WHEN are the wokerati going to stop butchering classic works of literature? Roald Dahl, Ian Fleming, Enid Blyton and now Agatha Christie have all fallen victim to the sensitivity police.

No author is safe from the revisionists, not even Charles Dickens, judging by the BBC’s latest adaptation of Great Expectations by the Peaky Blinders creator Steven Knight.

Reading our TV critic Christopher Stevens’s brilliant review in yesterday’s Mail, it is blindingly apparent that this bleak production lives down to our worst expectations.

It features an opium- smoking Miss Havisham, a foul-mouthed Pip and a little light spanking as Mrs Joe — now called Sara, to prevent her being seen as a mere chattel of her husband — turns dominatrix. Not exactly ‘sensitive’ but utterly in line with today’s warped artistic values.

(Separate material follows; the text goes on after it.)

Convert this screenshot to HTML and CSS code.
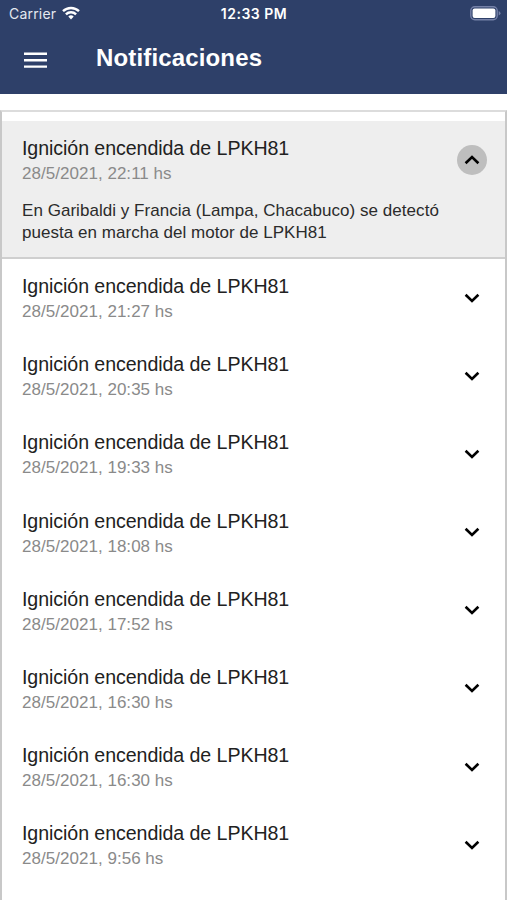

Yet while drug-taking, a torrent of four-letter words, graphic sex scenes and sado-masochism sail through the ‘best possible taste’ barrier, far more innocent works are bowdlerised to appease the ‘diversity’ brigade and plastered with trigger warnings. Talk about double standards.

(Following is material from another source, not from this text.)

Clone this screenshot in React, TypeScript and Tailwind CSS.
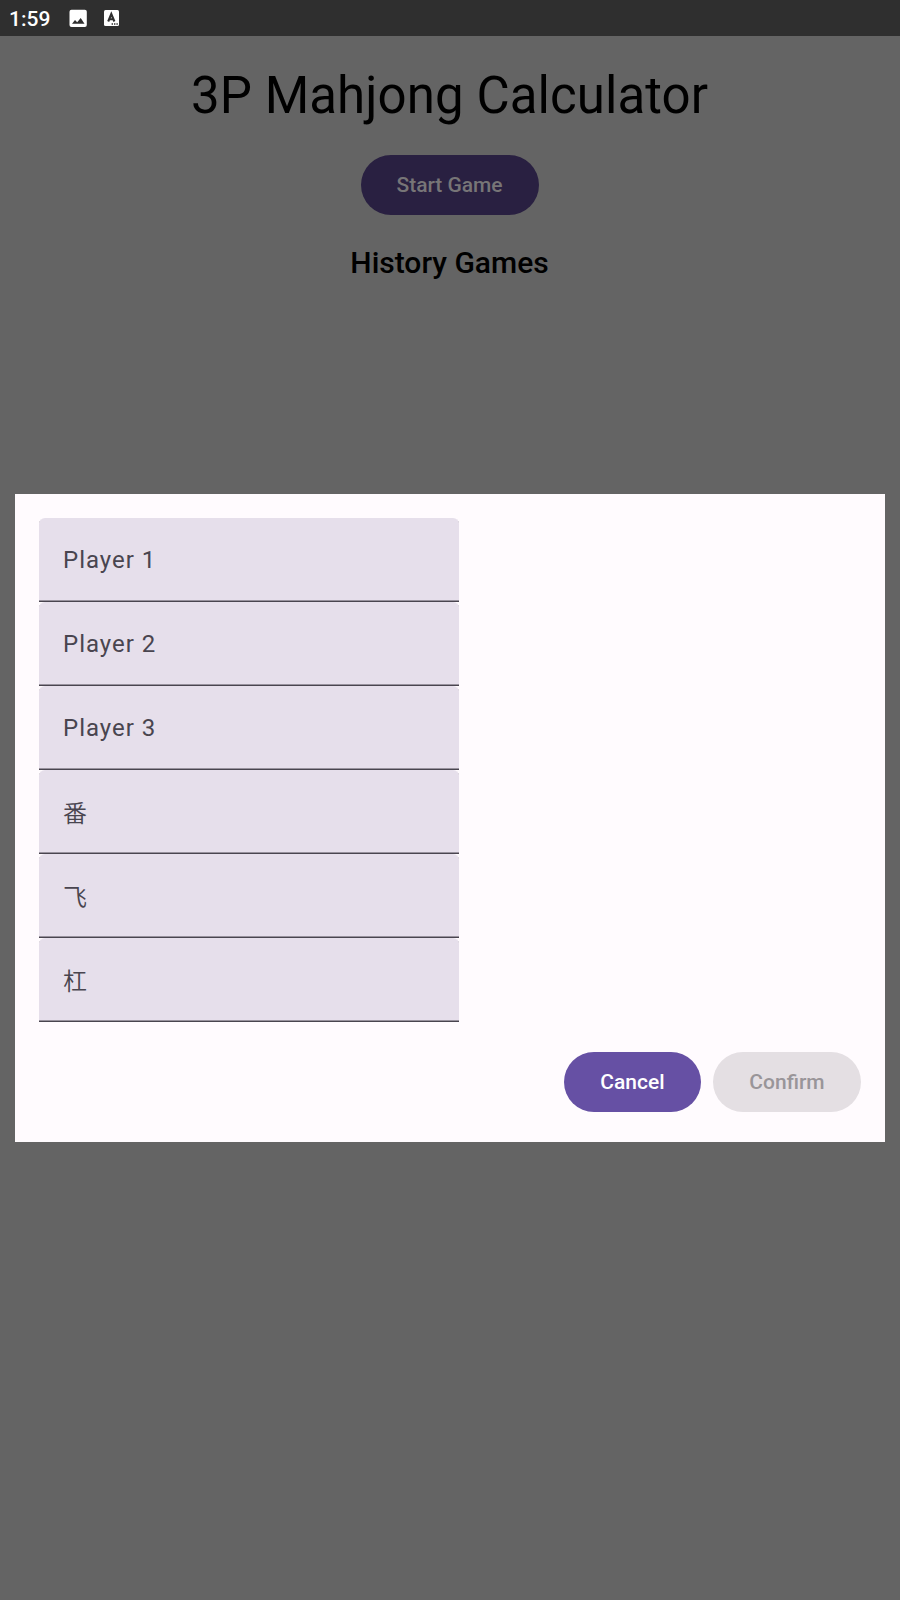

‘Every TV show these days seems to be an exercise in box-ticking. No new drama is complete without the mandatory gay couple.

‘I shouldn’t be surprised to discover that Enid Blyton’s Famous Five now consists of a Muslim, a lesbian, a single-parent, an Afghan asylumseeker and a Jamaican homosexual in a wheelchair.

‘ It was reported recently that Thomas The Tank Engine has also been updated, with the trains all now representing a different ethnic identity. ‘ No word, though, on whether the Fat Controller has been slimmed down so as not to offend people with weight issues.

‘And I’m especially looking forward to the next episode: Thomasina The Transgendered Tank Engine.’

No, I didn’t write that yesterday. Those words appeared in this column on April 19, 2016, almost seven years ago to the day.

SINCE then, the trains in Thomas The Tank Engine have been rebranded to include Ashima, from India, and Yong Bao, from China. The Fat Controller is now known as Sir Topham Hat, in deference to those who consider ‘fat-shaming’ to be a hate crime. Thomas The Trans Engine can’t be far behind.

You couldn’t make it up, except I did.

Ten years earlier, in June 2006, I wrote a spoof Noddy and Big Ears column inspired by dear old Keith Waterhouse, late of this parish, after he suggested that it was only a matter of time before these two children’s favourites were rechristened Noddy and Socially Challenged Ears.

Toytown had descended into chaos and the police were turning a blind eye to crime committed by members of the travelling goblin community camping illegally on the village green.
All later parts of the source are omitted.